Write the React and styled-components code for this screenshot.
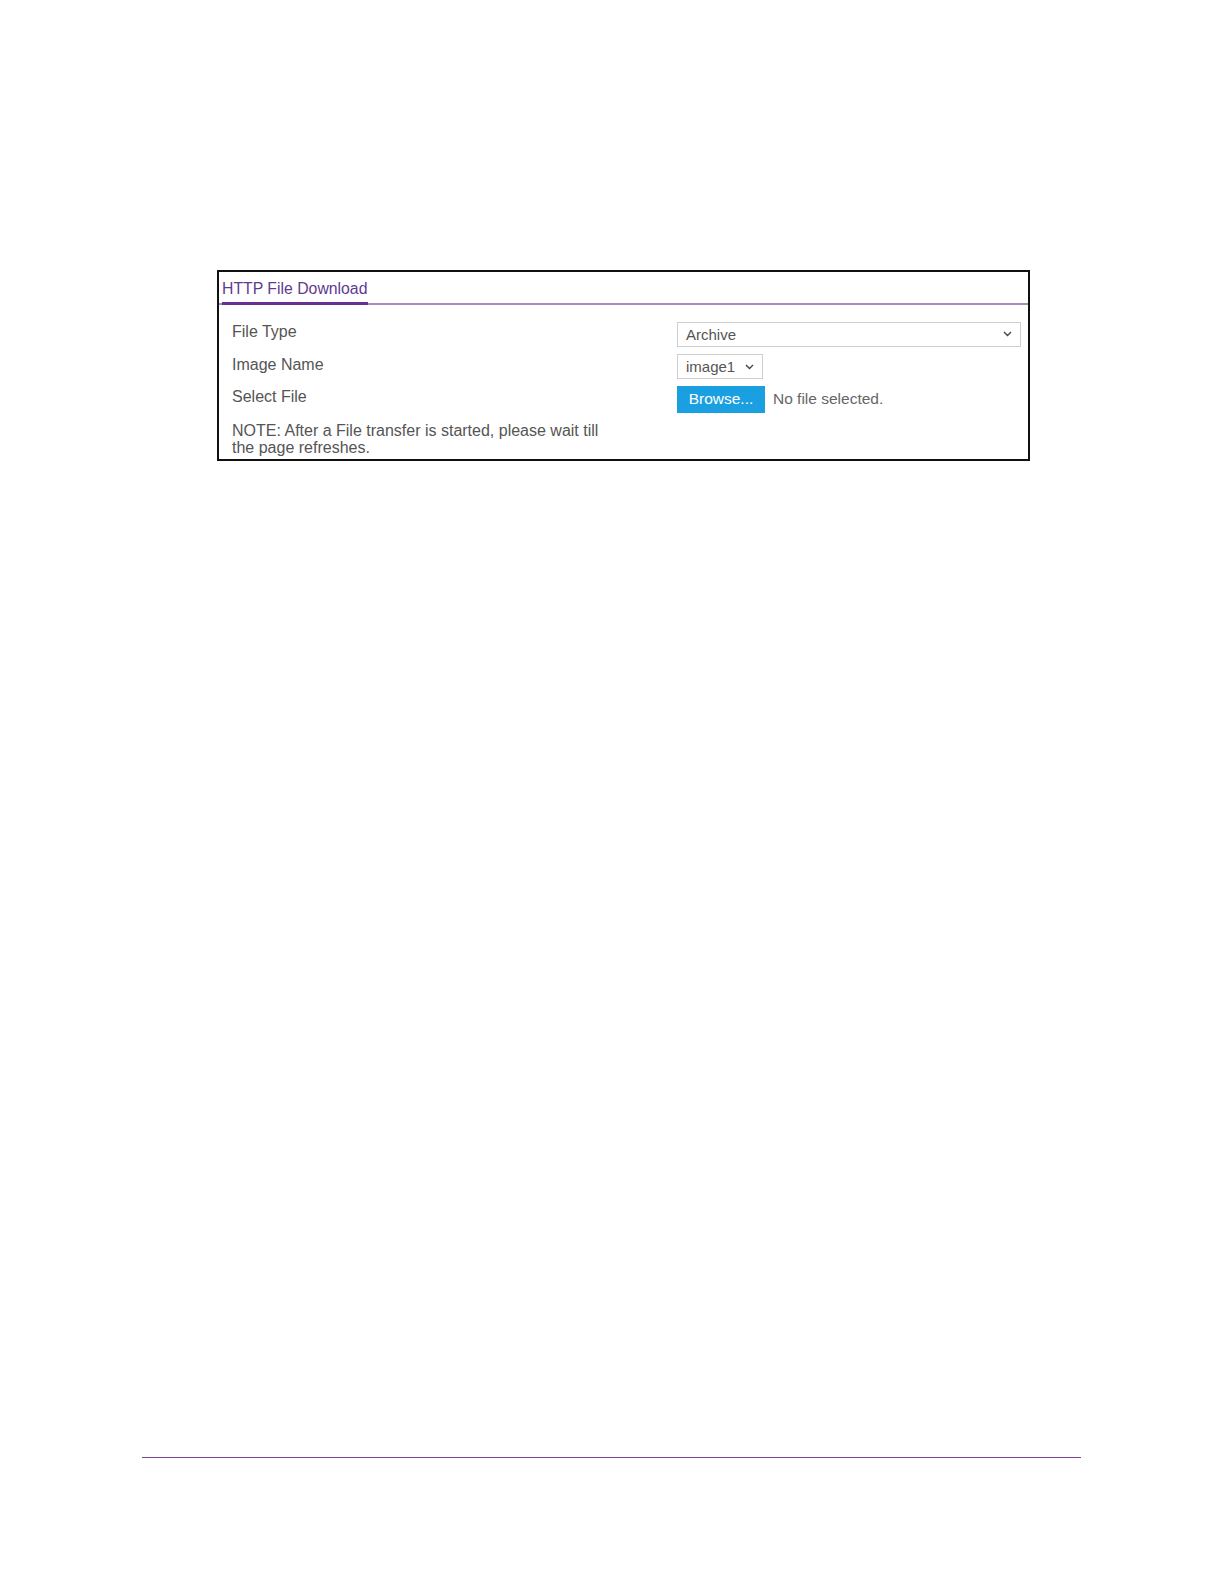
import React from 'react'
import styled, { createGlobalStyle } from 'styled-components'

const GlobalStyle = createGlobalStyle`
  html, body {
    margin: 0;
    padding: 0;
    background: #fff;
    overflow: hidden;
  }
  body {
    font-family: "Liberation Sans", Arial, sans-serif;
  }
`

const Page = styled.div`
  width: 100%;
  height: 1584px;
  overflow: hidden;
  display: flex;
  flex-direction: column;
`

const Panel = styled.section`
  margin: 270px 0 0 217px;
  width: 813px;
  height: 191px;
  box-sizing: border-box;
  border: 2px solid #111;
  display: flex;
  flex-direction: column;
`

const Header = styled.div`
  display: flex;
  padding: 7px 0 0 3px;
  border-bottom: 2px solid #a68bbd;
`

const Tab = styled.h2`
  margin: 0 0 -2px 0;
  font-size: 15.8px;
  font-weight: normal;
  color: #5f3a8f;
  line-height: 19px;
  padding: 0 1px 4px 0;
  border-bottom: 3px solid #6a2e93;
`

const Body = styled.div`
  display: grid;
  grid-template-columns: 445px 1fr;
  grid-auto-rows: 26px;
  row-gap: 6.5px;
  padding: 16px 8px 0 13px;
`

const Label = styled.div`
  font-size: 16px;
  color: #555;
  display: flex;
  align-items: center;
  height: 22px;
`

const Note = styled.div`
  grid-column: 1 / span 2;
  font-size: 16px;
  line-height: 17px;
  color: #555;
  width: 390px;
  margin-top: 3px;
`

const Control = styled.div`
  display: flex;
  align-items: center;
  gap: 8px;
`

const SelectBox = styled.div`
  box-sizing: border-box;
  width: ${p => p.$width}px;
  height: 25px;
  border: 1px solid #cfcfcf;
  background: #fff;
  display: flex;
  align-items: center;
  justify-content: space-between;
  padding: 0 8px 0 8px;
  font-size: 15px;
  color: #555;
`

const BrowseButton = styled.div`
  box-sizing: border-box;
  width: 88px;
  height: 27px;
  background: #1a9fe0;
  color: #fff;
  font-size: 15.5px;
  display: flex;
  align-items: center;
  justify-content: center;
`

const FileText = styled.span`
  font-size: 15.5px;
  color: #666;
`

const Rule = styled.div`
  margin: 996px 0 0 142px;
  width: 939px;
  height: 1px;
  background: #7a4590;
`

const Chevron = () => (
  <svg width="9" height="6" viewBox="0 0 9 6">
    <path d="M1 1 L4.5 4.5 L8 1" fill="none" stroke="#444" strokeWidth="1.4" />
  </svg>
)

export default function App() {
  return (
    <Page>
      <GlobalStyle />
      <Panel>
        <Header>
          <Tab>HTTP File Download</Tab>
        </Header>
        <Body>
          <Label>File Type</Label>
          <Control>
            <SelectBox $width={344}>
              <span>Archive</span>
              <Chevron />
            </SelectBox>
          </Control>
          <Label>Image Name</Label>
          <Control>
            <SelectBox $width={86}>
              <span>image1</span>
              <Chevron />
            </SelectBox>
          </Control>
          <Label>Select File</Label>
          <Control>
            <BrowseButton>Browse...</BrowseButton>
            <FileText>No file selected.</FileText>
          </Control>
          <Note>NOTE: After a File transfer is started, please wait till the page refreshes.</Note>
        </Body>
      </Panel>
      <Rule />
    </Page>
  )
}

————————

#### REQUIREMENTS
Each line above is to be copied verbatim. Drop any image from the copy.

#### SOLUTION TO THIS PROBLEM
Write the React and styled-components code for this screenshot.
import React from 'react'
import styled, { createGlobalStyle } from 'styled-components'

const GlobalStyle = createGlobalStyle`
  html, body {
    margin: 0;
    padding: 0;
    background: #fff;
    overflow: hidden;
  }
  body {
    font-family: "Liberation Sans", Arial, sans-serif;
  }
`

const Page = styled.div`
  width: 100%;
  height: 1584px;
  overflow: hidden;
  display: flex;
  flex-direction: column;
`

const Panel = styled.section`
  margin: 270px 0 0 217px;
  width: 813px;
  height: 191px;
  box-sizing: border-box;
  border: 2px solid #111;
  display: flex;
  flex-direction: column;
`

const Header = styled.div`
  display: flex;
  padding: 7px 0 0 3px;
  border-bottom: 2px solid #a68bbd;
`

const Tab = styled.h2`
  margin: 0 0 -2px 0;
  font-size: 15.8px;
  font-weight: normal;
  color: #5f3a8f;
  line-height: 19px;
  padding: 0 1px 4px 0;
  border-bottom: 3px solid #6a2e93;
`

const Body = styled.div`
  display: grid;
  grid-template-columns: 445px 1fr;
  grid-auto-rows: 26px;
  row-gap: 6.5px;
  padding: 16px 8px 0 13px;
`

const Label = styled.div`
  font-size: 16px;
  color: #555;
  display: flex;
  align-items: center;
  height: 22px;
`

const Note = styled.div`
  grid-column: 1 / span 2;
  font-size: 16px;
  line-height: 17px;
  color: #555;
  width: 390px;
  margin-top: 3px;
`

const Control = styled.div`
  display: flex;
  align-items: center;
  gap: 8px;
`

const SelectBox = styled.div`
  box-sizing: border-box;
  width: ${p => p.$width}px;
  height: 25px;
  border: 1px solid #cfcfcf;
  background: #fff;
  display: flex;
  align-items: center;
  justify-content: space-between;
  padding: 0 8px 0 8px;
  font-size: 15px;
  color: #555;
`

const BrowseButton = styled.div`
  box-sizing: border-box;
  width: 88px;
  height: 27px;
  background: #1a9fe0;
  color: #fff;
  font-size: 15.5px;
  display: flex;
  align-items: center;
  justify-content: center;
`

const FileText = styled.span`
  font-size: 15.5px;
  color: #666;
`

const Rule = styled.div`
  margin: 996px 0 0 142px;
  width: 939px;
  height: 1px;
  background: #7a4590;
`

const Chevron = () => (
  <svg width="9" height="6" viewBox="0 0 9 6">
    <path d="M1 1 L4.5 4.5 L8 1" fill="none" stroke="#444" strokeWidth="1.4" />
  </svg>
)

export default function App() {
  return (
    <Page>
      <GlobalStyle />
      <Panel>
        <Header>
          <Tab>HTTP File Download</Tab>
        </Header>
        <Body>
          <Label>File Type</Label>
          <Control>
            <SelectBox $width={344}>
              <span>Archive</span>
              <Chevron />
            </SelectBox>
          </Control>
          <Label>Image Name</Label>
          <Control>
            <SelectBox $width={86}>
              <span>image1</span>
              <Chevron />
            </SelectBox>
          </Control>
          <Label>Select File</Label>
          <Control>
            <BrowseButton>Browse...</BrowseButton>
            <FileText>No file selected.</FileText>
          </Control>
          <Note>NOTE: After a File transfer is started, please wait till the page refreshes.</Note>
        </Body>
      </Panel>
      <Rule />
    </Page>
  )
}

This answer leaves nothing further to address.